A plausible explanation of the repeated "noise" pattern in the data of arXiv:1807.08572: quantum confinement and surface phonon modes
Navinder Singh

TL;DR
The paper proposes that the temperature-dependent 'noise' pattern observed in a specific experiment is caused by elasto-magnetic coupling involving surface phonon modes and surface currents, which are discretely excited due to quantum confinement effects.
Contribution
It introduces a novel explanation linking quantum confinement, surface phonon modes, and elasto-magnetic coupling to the observed noise pattern in susceptibility data.
Findings
Noise pattern varies with temperature due to phonon mode excitation.
Discrete phonon modes modulate surface currents, causing magnetization fluctuations.
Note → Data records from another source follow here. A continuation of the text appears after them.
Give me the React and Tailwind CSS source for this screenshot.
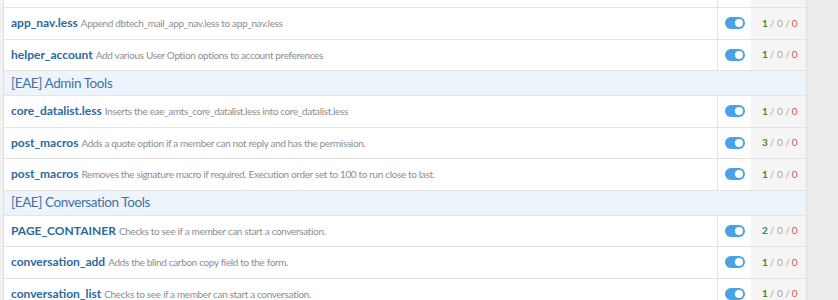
const groups = [
  {
    header: null,
    rows: [
      { title: "app_nav.less", desc: "Append dbtech_mail_app_nav.less to app_nav.less", n: 1 },
      { title: "helper_account", desc: "Add various User Option options to account preferences", n: 1 },
    ],
  },
  {
    header: "[EAE] Admin Tools",
    rows: [
      { title: "core_datalist.less", desc: "Inserts the eae_amts_core_datalist.less into core_datalist.less", n: 1 },
      { title: "post_macros", desc: "Adds a quote option if a member can not reply and has the permission.", n: 3 },
      { title: "post_macros", desc: "Removes the signature macro if required. Execution order set to 100 to run close to last.", n: 1 },
    ],
  },
  {
    header: "[EAE] Conversation Tools",
    rows: [
      { title: "PAGE_CONTAINER", desc: "Checks to see if a member can start a conversation.", n: 2 },
      { title: "conversation_add", desc: "Adds the blind carbon copy field to the form.", n: 1 },
      { title: "conversation_list", desc: "Checks to see if a member can start a conversation.", n: 1 },
    ],
  },
];

function Toggle() {
  return (
    <span className="relative inline-block h-[12px] w-[20px] rounded-full bg-[#48a2e7]">
      <span className="absolute right-[2px] top-[2px] h-[8px] w-[8px] rounded-full bg-white" />
    </span>
  );
}

function Row({ title, desc, n }) {
  return (
    <div className="grid h-[31.5px] grid-cols-[1fr_34px_55px] border-b border-[#e3e3e3]">
      <div className="flex items-center gap-[3px] overflow-hidden whitespace-nowrap pl-[7px]">
        <span className="text-[12px] font-bold text-[#2c6a9e]">{title}</span>
        <span className="pt-[1px] text-[10px] tracking-[-0.35px] text-[#8e8e8e]">{desc}</span>
      </div>
      <div className="flex items-center justify-center border-l border-[#e3e3e3]">
        <Toggle />
      </div>
      <div className="flex items-center bg-[#f5f5f5] pl-[11px] text-[10px] text-[#a6a6a6]">
        <span className="font-bold text-[#3a8a28]">{n}</span>
        <span className="ml-[2px]">/ 0 /</span>
        <span className="ml-[2px] text-[#d9534f]">0</span>
      </div>
    </div>
  );
}

export default function App() {
  return (
    <div className="flex h-[300px] w-[838px] overflow-hidden bg-[#ececec]" style={{ fontFamily: '"Segoe UI", Lato, "Open Sans", sans-serif' }}>
      <div className="w-[3px] bg-[#f2f2f2]" />
      <div className="w-[804px] border-l border-r border-[#dedede] bg-white">
        <div className="grid h-[8px] grid-cols-[1fr_34px_55px] border-b border-[#e3e3e3]">
          <div />
          <div className="border-l border-[#e3e3e3]" />
          <div className="bg-[#f5f5f5]" />
        </div>
        {groups.map((g, i) => (
          <div key={i}>
            {g.header && (
              <div className="flex h-[25px] items-center border-b border-[#dde6ef] bg-[#edf4fc] pl-[7px] text-[13.5px] tracking-[-0.4px] text-[#3f73a3]">
                {g.header}
              </div>
            )}
            {g.rows.map((r, j) => (
              <Row key={j} {...r} />
            ))}
          </div>
        ))}
      </div>
      <div className="flex-1" />
    </div>
  );
}
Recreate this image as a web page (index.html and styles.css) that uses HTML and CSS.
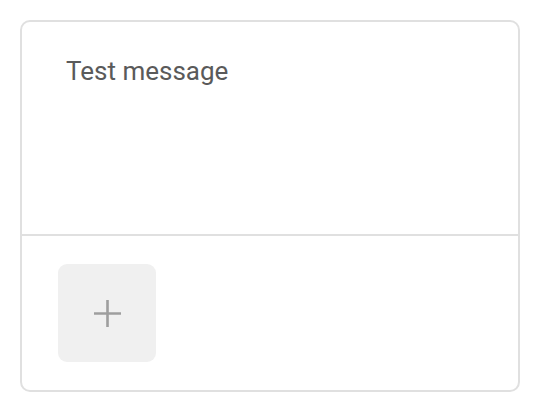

Quantum confinement leads to discrete phonon energies in nanoparticles.
Abstract
A key point from the experiment related to the "noise" pattern in figure 3(a) of arXive:1807.08572 is that it is a function of temperature. We put forward a possible explanation. We argue that it is the elasto-magnetic coupling in which the diamagnetic surface currents on the surface of nanoparticles couple to surface phonon modes. As the temperature is increased (say from 210 K to 220 K), successive phonon modes are excited, one by one. This is due to quantum confinement where phonon modes take discrete values of energy (in bulk, the modes are quasi-continuous). One by one excitation of phonon modes modulates the surface currents on nano-particles that led to a fluctuating magnetization thus "noise" in the lower part of the susceptibility data where the system is in the superconducting state.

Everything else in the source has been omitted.